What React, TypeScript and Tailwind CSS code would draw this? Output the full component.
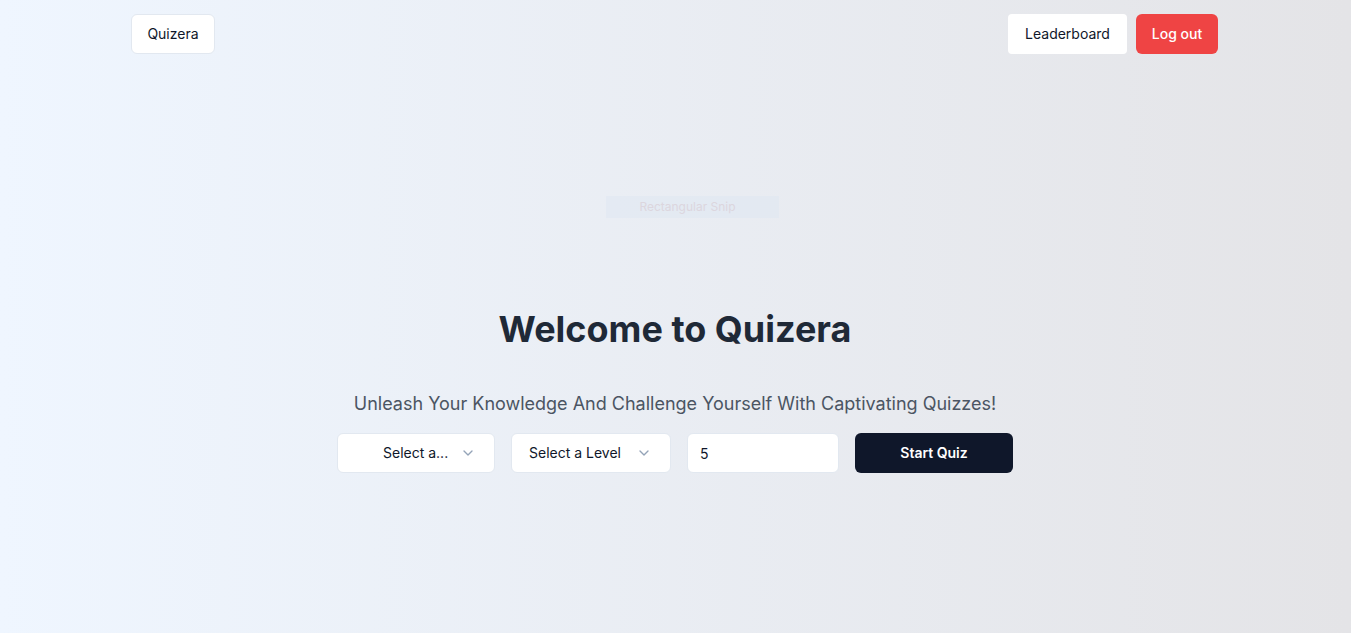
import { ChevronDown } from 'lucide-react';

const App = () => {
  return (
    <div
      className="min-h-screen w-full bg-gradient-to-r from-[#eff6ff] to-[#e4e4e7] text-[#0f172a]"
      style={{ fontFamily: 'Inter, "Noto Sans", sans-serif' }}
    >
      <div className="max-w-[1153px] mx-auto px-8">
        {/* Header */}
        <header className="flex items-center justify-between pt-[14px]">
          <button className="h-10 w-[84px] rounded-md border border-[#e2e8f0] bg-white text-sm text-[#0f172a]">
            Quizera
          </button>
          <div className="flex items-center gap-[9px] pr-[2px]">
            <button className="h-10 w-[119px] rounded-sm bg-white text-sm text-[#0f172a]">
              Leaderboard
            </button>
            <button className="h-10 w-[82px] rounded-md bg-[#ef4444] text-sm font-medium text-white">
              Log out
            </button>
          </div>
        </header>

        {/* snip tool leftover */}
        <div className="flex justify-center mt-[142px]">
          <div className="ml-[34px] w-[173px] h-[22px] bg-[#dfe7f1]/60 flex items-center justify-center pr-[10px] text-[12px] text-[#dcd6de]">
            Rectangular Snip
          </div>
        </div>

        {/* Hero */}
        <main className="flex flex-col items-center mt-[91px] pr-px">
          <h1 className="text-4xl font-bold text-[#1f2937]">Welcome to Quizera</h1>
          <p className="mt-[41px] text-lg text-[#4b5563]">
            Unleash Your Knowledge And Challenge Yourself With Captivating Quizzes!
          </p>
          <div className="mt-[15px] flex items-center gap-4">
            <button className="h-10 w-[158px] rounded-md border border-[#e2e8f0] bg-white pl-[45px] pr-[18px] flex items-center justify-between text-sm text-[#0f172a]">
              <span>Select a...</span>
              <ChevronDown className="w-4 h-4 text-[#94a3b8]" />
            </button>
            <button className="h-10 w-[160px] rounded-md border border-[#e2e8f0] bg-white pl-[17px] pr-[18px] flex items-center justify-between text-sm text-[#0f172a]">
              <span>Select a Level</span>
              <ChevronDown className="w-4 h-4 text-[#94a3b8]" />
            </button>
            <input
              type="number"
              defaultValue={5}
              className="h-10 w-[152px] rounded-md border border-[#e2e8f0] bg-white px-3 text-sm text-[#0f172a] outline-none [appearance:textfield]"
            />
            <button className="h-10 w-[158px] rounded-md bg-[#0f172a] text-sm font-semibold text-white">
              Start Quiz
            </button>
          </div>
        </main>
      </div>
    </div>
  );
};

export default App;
= = = = =
Pick out the lines containing the string "full" and show them.

▶ **The completed task**:
What React, TypeScript and Tailwind CSS code would draw this? Output the full component.
      className="min-h-screen w-full bg-gradient-to-r from-[#eff6ff] to-[#e4e4e7] text-[#0f172a]"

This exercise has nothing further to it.